40. Even assuming that the formalities for alteration of the memorandum of the company in relation to change of the place of its registered office had not been completed till November 3, 2005, even then the principle of forum non-convenient would be attracted.

41. Jurisdiction to wind up a company is discretionary. The winding up court is not a debt collecting court. This Court may in its discretion refuse to entertain a winding up application filed in a court within whose jurisdiction the registered office of the company is no longer situate.

42. The petitioning creditor pointed out that there was a reply to the statutory notice u/s 434. There is not a whisper in the said statutory notice regarding shifting of the registered office to Chandigarh. It, however, appears that the reply has been sent from the administrative office at Chandigarh and not from Kolkata.

43. In the absence of any specific averment in the statutory notice with regard to the location of the registered office, the omission to mention the change of place of the registered office in the reply makes no difference. In any case, jurisdiction would depend on actual facts pertaining to the date of shifting of the registered office of the company and not the conduct of the respective parties.

44. Even if the fact that the company had shifted its registered office, had deliberately been suppressed with ulterior intent, that would make no difference if the registered office had actually been shifted to a different State and has longer been outside the jurisdiction of this Court during the six months preceding the date of presentation of the winding up application.
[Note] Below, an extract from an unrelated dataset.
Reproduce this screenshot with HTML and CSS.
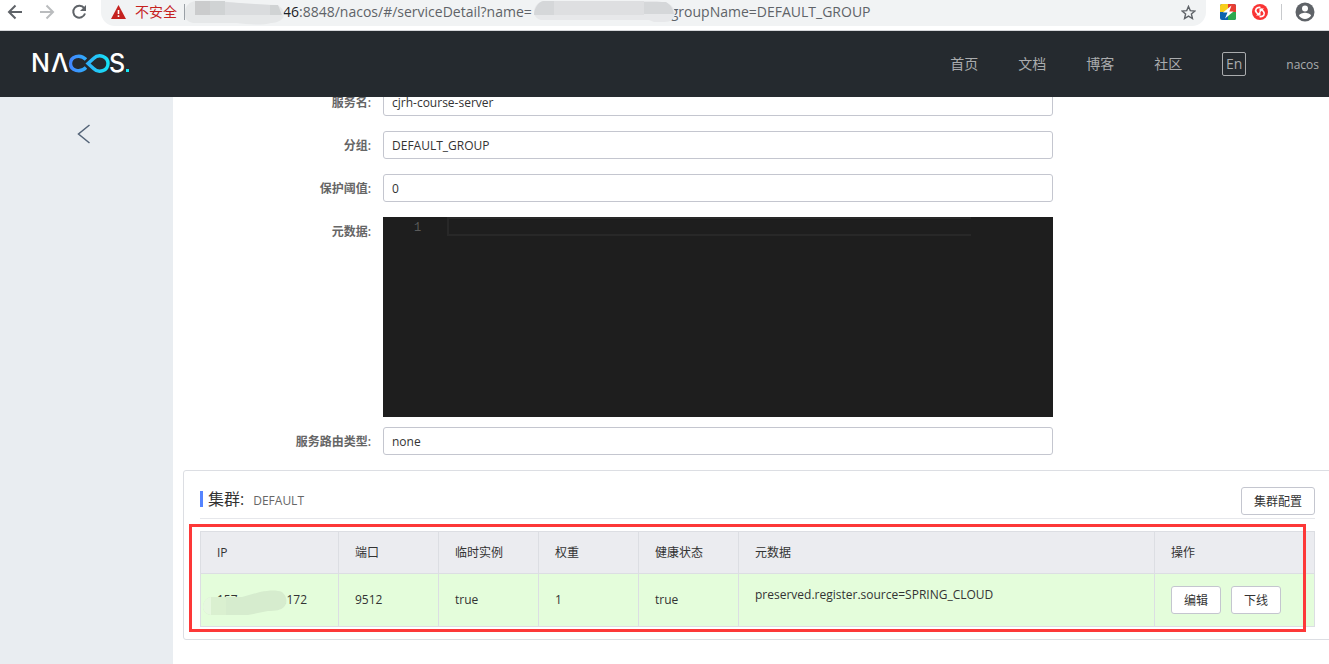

45. The winding up application was dismissed by this Court on the ground of the registered office having been shifted from West Bengal to the Union Territory of Chandigarh. In the facts and circumstances of this case where the special resolution was adopted way back on January 25, 2005, and confirmed by the Company Law Board by its order dated October 5, 2005, this Court is not inclined to recall the order dated March 29, 2006.

The application being T. No. 152 of 2006 is, therefore, dismissed.